DATASET SECTION ▸
········

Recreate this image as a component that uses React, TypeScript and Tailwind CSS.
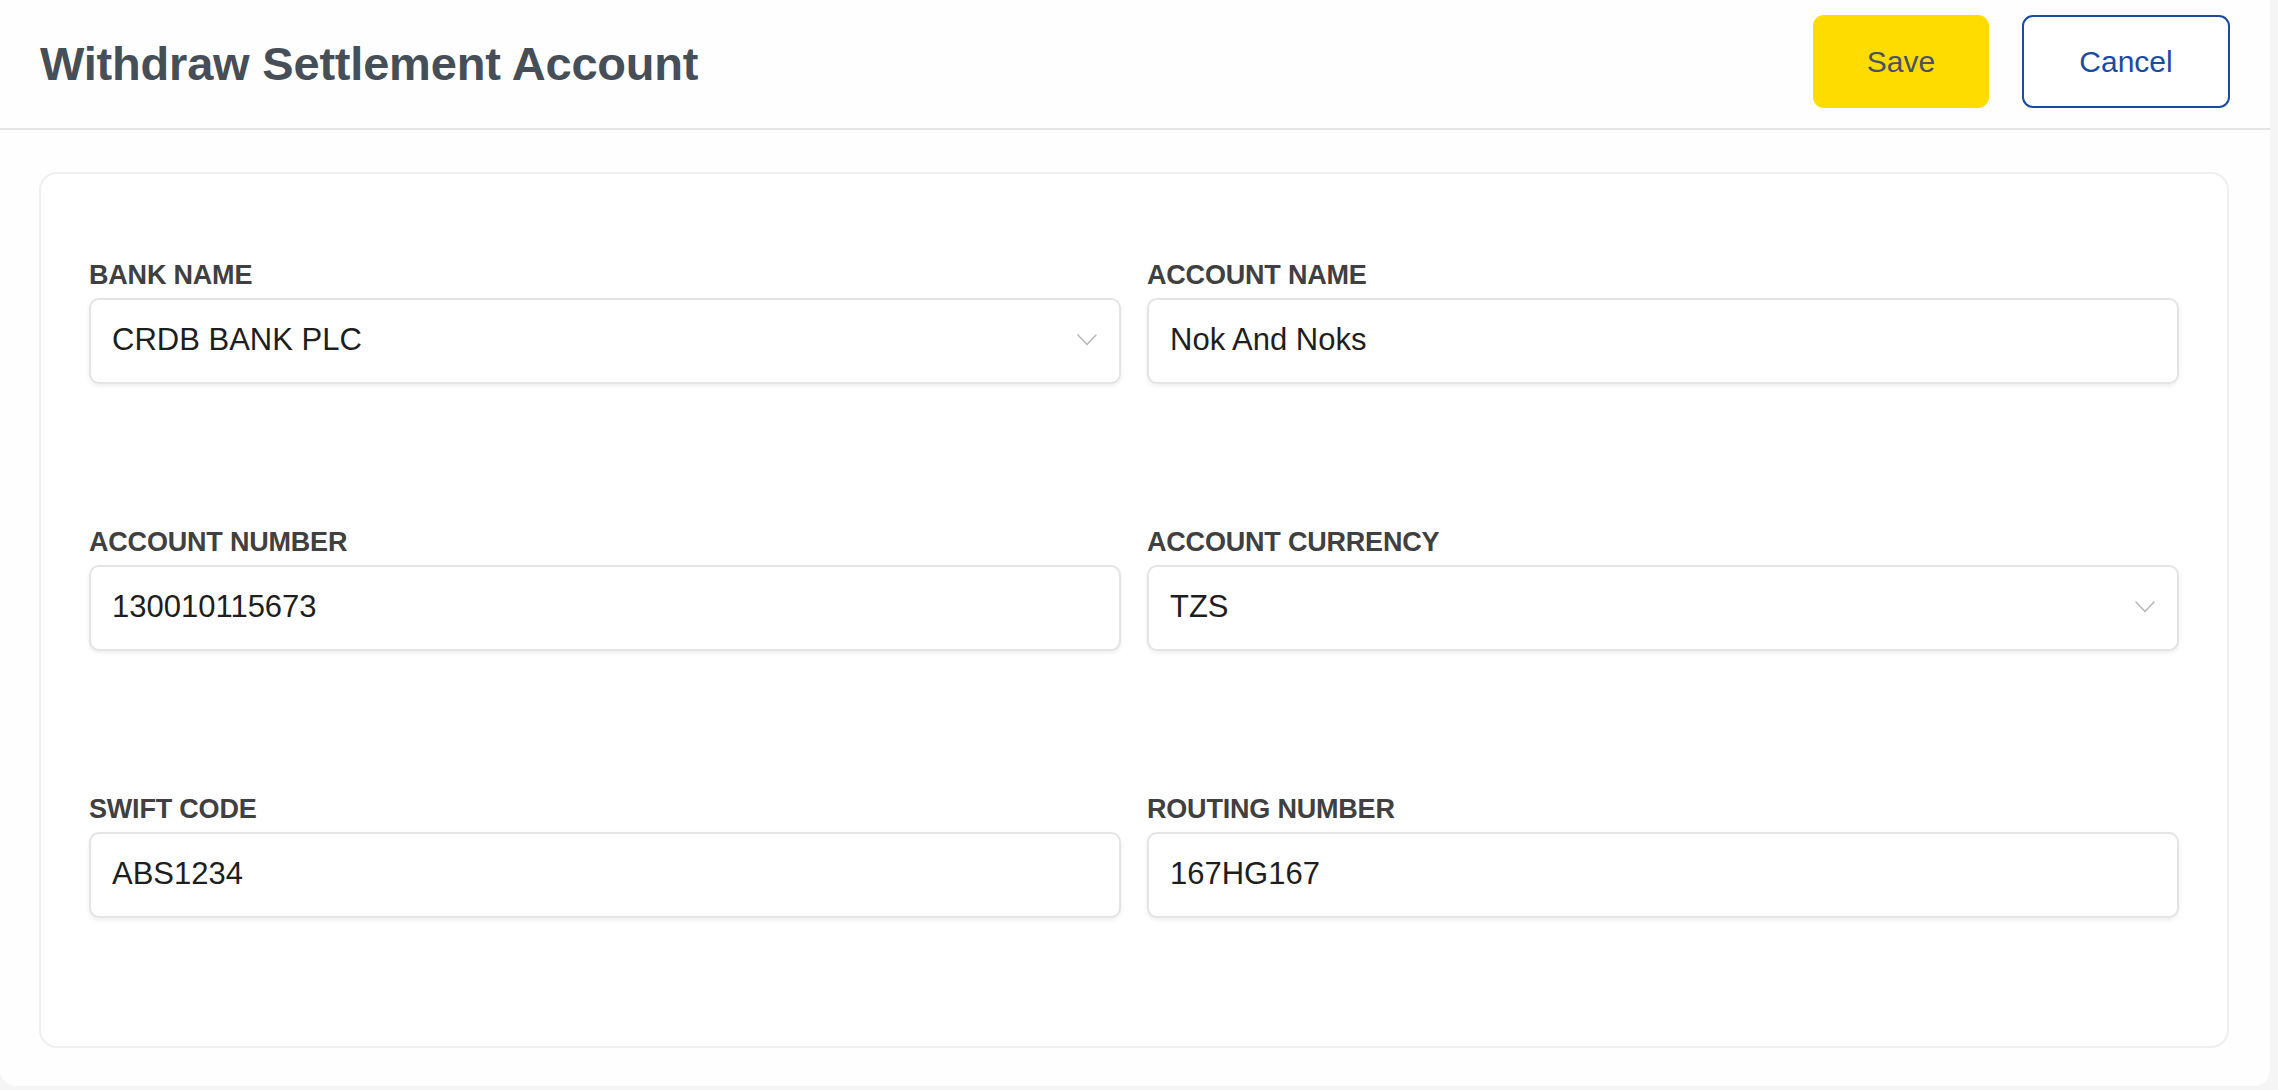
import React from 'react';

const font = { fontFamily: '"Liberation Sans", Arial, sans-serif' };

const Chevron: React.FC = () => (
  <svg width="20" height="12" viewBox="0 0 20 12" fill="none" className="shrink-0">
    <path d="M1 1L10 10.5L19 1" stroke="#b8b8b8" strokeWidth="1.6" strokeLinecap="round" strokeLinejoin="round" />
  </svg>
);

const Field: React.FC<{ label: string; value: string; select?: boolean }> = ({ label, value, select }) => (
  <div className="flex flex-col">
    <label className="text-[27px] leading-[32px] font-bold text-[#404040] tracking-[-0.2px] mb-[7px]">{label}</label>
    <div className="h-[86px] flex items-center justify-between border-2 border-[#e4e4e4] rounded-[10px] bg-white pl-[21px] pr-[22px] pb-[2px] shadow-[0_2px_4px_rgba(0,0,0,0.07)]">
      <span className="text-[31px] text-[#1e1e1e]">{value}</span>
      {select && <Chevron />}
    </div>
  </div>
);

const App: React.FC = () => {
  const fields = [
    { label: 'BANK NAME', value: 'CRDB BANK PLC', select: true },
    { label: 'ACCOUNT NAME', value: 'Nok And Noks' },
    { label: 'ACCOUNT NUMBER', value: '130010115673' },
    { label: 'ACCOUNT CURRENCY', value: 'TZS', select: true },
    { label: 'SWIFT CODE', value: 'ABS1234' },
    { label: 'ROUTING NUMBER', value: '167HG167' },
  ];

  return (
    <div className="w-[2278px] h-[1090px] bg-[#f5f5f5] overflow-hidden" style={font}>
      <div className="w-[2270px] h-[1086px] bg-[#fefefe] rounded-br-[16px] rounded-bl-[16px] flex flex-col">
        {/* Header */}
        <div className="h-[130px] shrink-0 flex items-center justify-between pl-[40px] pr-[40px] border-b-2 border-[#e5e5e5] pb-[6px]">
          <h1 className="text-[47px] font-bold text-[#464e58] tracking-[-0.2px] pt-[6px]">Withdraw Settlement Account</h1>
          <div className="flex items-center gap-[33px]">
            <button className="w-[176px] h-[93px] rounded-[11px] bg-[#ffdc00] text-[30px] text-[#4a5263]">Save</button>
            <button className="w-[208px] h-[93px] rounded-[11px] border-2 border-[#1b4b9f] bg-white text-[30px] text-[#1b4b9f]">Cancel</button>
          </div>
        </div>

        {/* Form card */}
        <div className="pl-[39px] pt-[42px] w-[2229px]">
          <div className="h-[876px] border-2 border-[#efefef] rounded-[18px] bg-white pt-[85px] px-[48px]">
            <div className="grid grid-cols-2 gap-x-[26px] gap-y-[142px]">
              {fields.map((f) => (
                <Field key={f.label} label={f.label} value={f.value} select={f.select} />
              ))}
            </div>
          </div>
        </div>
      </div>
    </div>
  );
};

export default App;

········

SET EXERCISE ▸ Transcribe each line above verbatim, with the pictures left out.

WORKED SOLUTION ▸
Recreate this image as a component that uses React, TypeScript and Tailwind CSS.
import React from 'react';

const font = { fontFamily: '"Liberation Sans", Arial, sans-serif' };

const Chevron: React.FC = () => (
  <svg width="20" height="12" viewBox="0 0 20 12" fill="none" className="shrink-0">
    <path d="M1 1L10 10.5L19 1" stroke="#b8b8b8" strokeWidth="1.6" strokeLinecap="round" strokeLinejoin="round" />
  </svg>
);

const Field: React.FC<{ label: string; value: string; select?: boolean }> = ({ label, value, select }) => (
  <div className="flex flex-col">
    <label className="text-[27px] leading-[32px] font-bold text-[#404040] tracking-[-0.2px] mb-[7px]">{label}</label>
    <div className="h-[86px] flex items-center justify-between border-2 border-[#e4e4e4] rounded-[10px] bg-white pl-[21px] pr-[22px] pb-[2px] shadow-[0_2px_4px_rgba(0,0,0,0.07)]">
      <span className="text-[31px] text-[#1e1e1e]">{value}</span>
      {select && <Chevron />}
    </div>
  </div>
);

const App: React.FC = () => {
  const fields = [
    { label: 'BANK NAME', value: 'CRDB BANK PLC', select: true },
    { label: 'ACCOUNT NAME', value: 'Nok And Noks' },
    { label: 'ACCOUNT NUMBER', value: '130010115673' },
    { label: 'ACCOUNT CURRENCY', value: 'TZS', select: true },
    { label: 'SWIFT CODE', value: 'ABS1234' },
    { label: 'ROUTING NUMBER', value: '167HG167' },
  ];

  return (
    <div className="w-[2278px] h-[1090px] bg-[#f5f5f5] overflow-hidden" style={font}>
      <div className="w-[2270px] h-[1086px] bg-[#fefefe] rounded-br-[16px] rounded-bl-[16px] flex flex-col">
        {/* Header */}
        <div className="h-[130px] shrink-0 flex items-center justify-between pl-[40px] pr-[40px] border-b-2 border-[#e5e5e5] pb-[6px]">
          <h1 className="text-[47px] font-bold text-[#464e58] tracking-[-0.2px] pt-[6px]">Withdraw Settlement Account</h1>
          <div className="flex items-center gap-[33px]">
            <button className="w-[176px] h-[93px] rounded-[11px] bg-[#ffdc00] text-[30px] text-[#4a5263]">Save</button>
            <button className="w-[208px] h-[93px] rounded-[11px] border-2 border-[#1b4b9f] bg-white text-[30px] text-[#1b4b9f]">Cancel</button>
          </div>
        </div>

        {/* Form card */}
        <div className="pl-[39px] pt-[42px] w-[2229px]">
          <div className="h-[876px] border-2 border-[#efefef] rounded-[18px] bg-white pt-[85px] px-[48px]">
            <div className="grid grid-cols-2 gap-x-[26px] gap-y-[142px]">
              {fields.map((f) => (
                <Field key={f.label} label={f.label} value={f.value} select={f.select} />
              ))}
            </div>
          </div>
        </div>
      </div>
    </div>
  );
};

export default App;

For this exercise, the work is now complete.